Stop introducing new material 4 weeks before any exam. Zero new topics in the last 7 days — no exceptions. Use spaced revision (1-day, 3-day, 7-day, 14-day, 30-day intervals) so older material doesn't decay while you build new content. With Prelims 2026 on 24 May, every aspirant should already be in revision-only mode as of today (15 May).
The hard cut-off rule
| Time before exam | What you do |
|---|---|
| 90+ days | New content + rolling revision allowed |
| 60–90 days | New content tapers; revision dominates |
| 30–60 days | Very minimal new content (only critical gaps) |
| 15–30 days | Revision-only mode |
| Last 7 days | Zero new material. Period. |
Why 'one more book' is a trap
In the last 30 days before Prelims, picking up a new source has terrible risk-reward:
- You destabilise already-consolidated memory (a 2008 study by Karpinska & Anderson showed competing new info displaces recently learned material)
- You add anxiety from incomplete coverage
- The marginal gain on 5–6 new questions is rarely worth the 50–60 questions where confidence drops
A common topper quote: 'In the last month, no new books. Revise what you already have, three to five times. Each revision strengthens recall speed, which decides Prelims.'
The science — Ebbinghaus forgetting curve
Hermann Ebbinghaus (1885) showed memory decays exponentially without active recall. Roughly:
| Time after learning | % retained without revision |
|---|---|
| 20 minutes | 58% |
| 1 day | 33% |
| 6 days | 25% |
| 31 days | 21% |
The ~75–80% you forget in 6 days is exactly what UPSC tests by surprise — which is why a revision pass on Day 1, Day 3, Day 7, Day 14, Day 30 keeps a topic above 80% retention indefinitely.
Spaced revision schedule (the 1-3-7-14-30 rule)
For any topic learned on Day 0:
| Revision | Day | Time taken |
|---|---|---|
| 1st | Day 1 | 30% of original time |
| 2nd | Day 3 | 20% |
| 3rd | Day 7 | 15% |
| 4th | Day 14 | 10% |
| 5th | Day 30 | 10% |
| Final | Pre-exam | 5% |
Topics revised this way stay in memory for months. Topics read once decay within 2–3 weeks.
Worked scenario — today is 15 May 2026, Prelims is 24 May 2026 (9 days)

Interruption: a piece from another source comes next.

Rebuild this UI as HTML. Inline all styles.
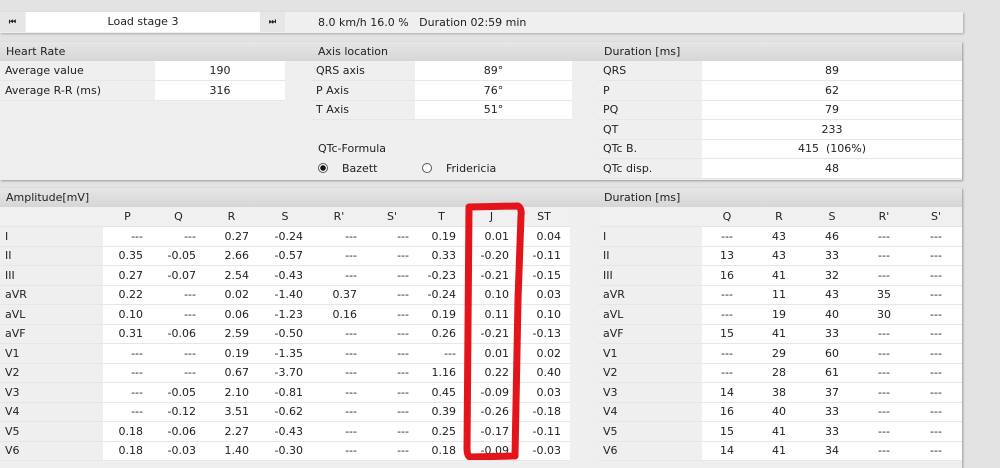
<!DOCTYPE html>
<html><head><meta charset="utf-8"><style>
*{margin:0;padding:0;box-sizing:border-box}
body{width:1000px;height:460px;background:#e3e3e3;font-family:"DejaVu Sans","Liberation Sans",sans-serif;font-size:11px;color:#222;position:relative;overflow:hidden}
.abs{position:absolute}
.bar{left:0;top:12px;width:963px;height:21px;background:#efefef;box-shadow:1px 1px 2px #aaa}
.btn{top:0;width:25px;height:20px;background:#e6e6e6;font-size:8px;text-align:center;line-height:20px;font-weight:bold}
.panel{left:0;width:962px;background:#efefef;box-shadow:1px 1px 2px #999}
.hdr{left:0;width:962px;height:19px;background:linear-gradient(#e6e6e6,#d6d6d6);}
.t{position:absolute;line-height:19px;white-space:nowrap}
.w{background:#fff}
table{position:absolute;border-collapse:collapse;table-layout:fixed}
td{height:19.5px;border-bottom:1.5px solid #e6e6e6;padding:0 9px 0 0;text-align:right;white-space:nowrap;overflow:hidden}
td.l{text-align:left;padding-left:5px;background:#efefef}
tr.h td{background:#f0f0f0;text-align:center;padding:0}
td.v{background:#fff}
.r td.v{text-align:center;padding:0}
</style></head><body>
<div class="abs bar">
 <div class="abs btn" style="left:0">⏮</div>
 <div class="abs w" style="left:26px;top:0;width:234px;height:20px;text-align:center;line-height:20px">Load stage 3</div>
 <div class="abs btn" style="left:260px">⏭</div>
 <div class="t" style="left:318px;top:1px">8.0 km/h 16.0 %&nbsp;&nbsp; Duration 02:59 min</div>
</div>

<div class="abs panel" style="top:42px;height:138px">
 <div class="abs hdr" style="top:0"></div>
 <div class="t" style="left:6px;top:0">Heart Rate</div>
 <div class="t" style="left:318px;top:0">Axis location</div>
 <div class="t" style="left:604px;top:0">Duration [ms]</div>
 <table style="left:0;top:19px;width:285px"><colgroup><col style="width:155px"><col></colgroup>
  <tr><td class="l">Average value</td><td class="v" style="text-align:center;padding:0">190</td></tr>
  <tr><td class="l">Average R-R (ms)</td><td class="v" style="text-align:center;padding:0">316</td></tr>
 </table>
 <table style="left:311px;top:19px;width:261px"><colgroup><col style="width:104px"><col></colgroup>
  <tr><td class="l">QRS axis</td><td class="v" style="text-align:center;padding:0">89°</td></tr>
  <tr><td class="l">P Axis</td><td class="v" style="text-align:center;padding:0">76°</td></tr>
  <tr><td class="l">T Axis</td><td class="v" style="text-align:center;padding:0">51°</td></tr>
 </table>
 <div class="t" style="left:318px;top:97px">QTc-Formula</div>
 <div class="t" style="left:318px;top:117px"><span style="display:inline-block;width:10px;height:10px;border:1px solid #555;border-radius:50%;vertical-align:-1px;background:radial-gradient(#111 0 2.5px,#fff 3px)"></span>&nbsp;&nbsp;&nbsp; Bazett</div>
 <div class="t" style="left:422px;top:117px"><span style="display:inline-block;width:10px;height:10px;border:1px solid #555;border-radius:50%;vertical-align:-1px;background:#fff"></span>&nbsp;&nbsp;&nbsp; Fridericia</div>
 <table style="left:598px;top:19px;width:364px"><colgroup><col style="width:104px"><col></colgroup>
  <tr><td class="l">QRS</td><td class="v" style="text-align:center;padding:0">89</td></tr>
  <tr><td class="l">P</td><td class="v" style="text-align:center;padding:0">62</td></tr>
  <tr><td class="l">PQ</td><td class="v" style="text-align:center;padding:0">79</td></tr>
  <tr><td class="l">QT</td><td class="v" style="text-align:center;padding:0">233</td></tr>
  <tr><td class="l">QTc B.</td><td class="v" style="text-align:center;padding:0">415&nbsp; (106%)</td></tr>
  <tr><td class="l">QTc disp.</td><td class="v" style="text-align:center;padding:0">48</td></tr>
 </table>
</div>

<div class="abs panel" style="top:188px;height:280px">
 <div class="abs hdr" style="top:0"></div>
 <div class="t" style="left:6px;top:0">Amplitude[mV]</div>
 <div class="t" style="left:604px;top:0">Duration [ms]</div>
 <table style="left:0;top:19px;width:570px"><colgroup><col style="width:103px"><col style="width:49px"><col style="width:53px"><col style="width:53px"><col style="width:54px"><col style="width:54px"><col style="width:52px"><col style="width:47px"><col style="width:53px"><col style="width:52px"></colgroup>
  <tr class="h"><td class="l"></td><td>P</td><td>Q</td><td>R</td><td>S</td><td>R'</td><td>S'</td><td>T</td><td>J</td><td>ST</td></tr>
  <tr><td class="l">I</td><td class="v">---</td><td class="v">---</td><td class="v">0.27</td><td class="v">-0.24</td><td class="v">---</td><td class="v">---</td><td class="v">0.19</td><td class="v">0.01</td><td class="v">0.04</td></tr>
  <tr><td class="l">II</td><td class="v">0.35</td><td class="v">-0.05</td><td class="v">2.66</td><td class="v">-0.57</td><td class="v">---</td><td class="v">---</td><td class="v">0.33</td><td class="v">-0.20</td><td class="v">-0.11</td></tr>
  <tr><td class="l">III</td><td class="v">0.27</td><td class="v">-0.07</td><td class="v">2.54</td><td class="v">-0.43</td><td class="v">---</td><td class="v">---</td><td class="v">-0.23</td><td class="v">-0.21</td><td class="v">-0.15</td></tr>
  <tr><td class="l">aVR</td><td class="v">0.22</td><td class="v">---</td><td class="v">0.02</td><td class="v">-1.40</td><td class="v">0.37</td><td class="v">---</td><td class="v">-0.24</td><td class="v">0.10</td><td class="v">0.03</td></tr>
  <tr><td class="l">aVL</td><td class="v">0.10</td><td class="v">---</td><td class="v">0.06</td><td class="v">-1.23</td><td class="v">0.16</td><td class="v">---</td><td class="v">0.19</td><td class="v">0.11</td><td class="v">0.10</td></tr>
  <tr><td class="l">aVF</td><td class="v">0.31</td><td class="v">-0.06</td><td class="v">2.59</td><td class="v">-0.50</td><td class="v">---</td><td class="v">---</td><td class="v">0.26</td><td class="v">-0.21</td><td class="v">-0.13</td></tr>
  <tr><td class="l">V1</td><td class="v">---</td><td class="v">---</td><td class="v">0.19</td><td class="v">-1.35</td><td class="v">---</td><td class="v">---</td><td class="v">---</td><td class="v">0.01</td><td class="v">0.02</td></tr>
  <tr><td class="l">V2</td><td class="v">---</td><td class="v">---</td><td class="v">0.67</td><td class="v">-3.70</td><td class="v">---</td><td class="v">---</td><td class="v">1.16</td><td class="v">0.22</td><td class="v">0.40</td></tr>
  <tr><td class="l">V3</td><td class="v">---</td><td class="v">-0.05</td><td class="v">2.10</td><td class="v">-0.81</td><td class="v">---</td><td class="v">---</td><td class="v">0.45</td><td class="v">-0.09</td><td class="v">0.03</td></tr>
  <tr><td class="l">V4</td><td class="v">---</td><td class="v">-0.12</td><td class="v">3.51</td><td class="v">-0.62</td><td class="v">---</td><td class="v">---</td><td class="v">0.39</td><td class="v">-0.26</td><td class="v">-0.18</td></tr>
  <tr><td class="l">V5</td><td class="v">0.18</td><td class="v">-0.06</td><td class="v">2.27</td><td class="v">-0.43</td><td class="v">---</td><td class="v">---</td><td class="v">0.25</td><td class="v">-0.17</td><td class="v">-0.11</td></tr>
  <tr><td class="l">V6</td><td class="v">0.18</td><td class="v">-0.03</td><td class="v">1.40</td><td class="v">-0.30</td><td class="v">---</td><td class="v">---</td><td class="v">0.18</td><td class="v">-0.09</td><td class="v">-0.03</td></tr>
 </table>
 <table class="r" style="left:598px;top:19px;width:364px"><colgroup><col style="width:104px"><col style="width:50px"><col style="width:54px"><col style="width:52px"><col style="width:52px"><col style="width:52px"></colgroup>
  <tr class="h"><td class="l"></td><td>Q</td><td>R</td><td>S</td><td>R'</td><td>S'</td></tr>
  <tr><td class="l">I</td><td class="v">---</td><td class="v">43</td><td class="v">46</td><td class="v">---</td><td class="v">---</td></tr>
  <tr><td class="l">II</td><td class="v">13</td><td class="v">43</td><td class="v">33</td><td class="v">---</td><td class="v">---</td></tr>
  <tr><td class="l">III</td><td class="v">16</td><td class="v">41</td><td class="v">32</td><td class="v">---</td><td class="v">---</td></tr>
  <tr><td class="l">aVR</td><td class="v">---</td><td class="v">11</td><td class="v">43</td><td class="v">35</td><td class="v">---</td></tr>
  <tr><td class="l">aVL</td><td class="v">---</td><td class="v">19</td><td class="v">40</td><td class="v">30</td><td class="v">---</td></tr>
  <tr><td class="l">aVF</td><td class="v">15</td><td class="v">41</td><td class="v">33</td><td class="v">---</td><td class="v">---</td></tr>
  <tr><td class="l">V1</td><td class="v">---</td><td class="v">29</td><td class="v">60</td><td class="v">---</td><td class="v">---</td></tr>
  <tr><td class="l">V2</td><td class="v">---</td><td class="v">28</td><td class="v">61</td><td class="v">---</td><td class="v">---</td></tr>
  <tr><td class="l">V3</td><td class="v">14</td><td class="v">38</td><td class="v">37</td><td class="v">---</td><td class="v">---</td></tr>
  <tr><td class="l">V4</td><td class="v">16</td><td class="v">40</td><td class="v">33</td><td class="v">---</td><td class="v">---</td></tr>
  <tr><td class="l">V5</td><td class="v">15</td><td class="v">41</td><td class="v">33</td><td class="v">---</td><td class="v">---</td></tr>
  <tr><td class="l">V6</td><td class="v">14</td><td class="v">41</td><td class="v">34</td><td class="v">---</td><td class="v">---</td></tr>
 </table>
</div>

<svg class="abs" style="left:0;top:0" width="1000" height="460">
 <path d="M469 207 L518 206 Q522 208 521 216 L518 300 L515 456 L470 457 Q467 456 467 448 L469 207 Z" fill="none" stroke="#e3141a" stroke-width="7" stroke-linejoin="round"/>
</svg>
</body></html>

You are firmly inside the 'zero new material' window. Concrete rules for the next 9 days:
- Day -9 to -3 (16–21 May): Two full Prelims mocks total (alternate days). Personal notes revision only — no new books, no new YouTube videos, no fresh test series. One PYQ paper per day (past 5 years rotated).
- Day -2 (22 May): No mocks. Personal notes pass + government schemes one-pager + Constitution articles 1–25 + Schedules quick scan.
- Day -1 (23 May): Light walk in the morning. Re-check admit card, ID, pens, transparent water bottle. Centre recce if possible. Bedtime by 22:00. No social media after 18:00.
- Day 0 (24 May): Light breakfast, leave 90 min before reporting time, eat a banana 30 min before Paper 1, neutral mindset between Paper 1 and CSAT (do not discuss Paper 1 with anyone during lunch).
If you pick up any new book in this window, the cost-benefit is negative.
Worked scenario — you have 60 days to Prelims and 30% of the syllabus is still untouched
This is the hardest call. The temptation is to cram new content. The correct strategy:
- Cut your unread list ruthlessly. Identify the highest-yield untouched topics (e.g., government schemes, recent Budget — high Prelims weight) vs low-yield (e.g., obscure historical movements). Drop the bottom 50%.
- Spend 30 days finishing only the high-yield 50%. Cap at 4 hours/day on new content.
- Remaining 4 hours/day = revise the 70% you already know.
- Days 30 to 0: pure revision mode, exactly as the standard plan.
70% revised cold beats 100% read warm. Always.
Signals that say 'switch to revision now'
- You can recall <50% of what you read 2 weeks ago
- Test scores are plateauing despite new reading
- You're avoiding revision because it feels boring
- You have <90 days to exam and >2 unread standard books
The honest test: Open Laxmikanth chapter 1 right now. If you can't explain Article 1, your problem is revision, not new content.
The 'minimum reading, maximum revision' philosophy
In the last 100 days:
- 3–5 revisions of every standard book
- 30 years of Prelims PYQs revised at least twice
- All current affairs of the year revised in compiled form
- Personal notes revised at least 4 times
- Zero new YouTube channels, zero new test series, zero new books
Mentor note: If you must add something new in the last 30 days, cap it: one new compilation (current affairs monthly mag, government schemes booklet), nothing more. Anything else is FOMO, not strategy. And remember — the aspirant who knows 60% of the syllabus cold will beat the aspirant who has 'read' 100% but can't recall it under OMR pressure. UPSC tests recall under time, not 'coverage'.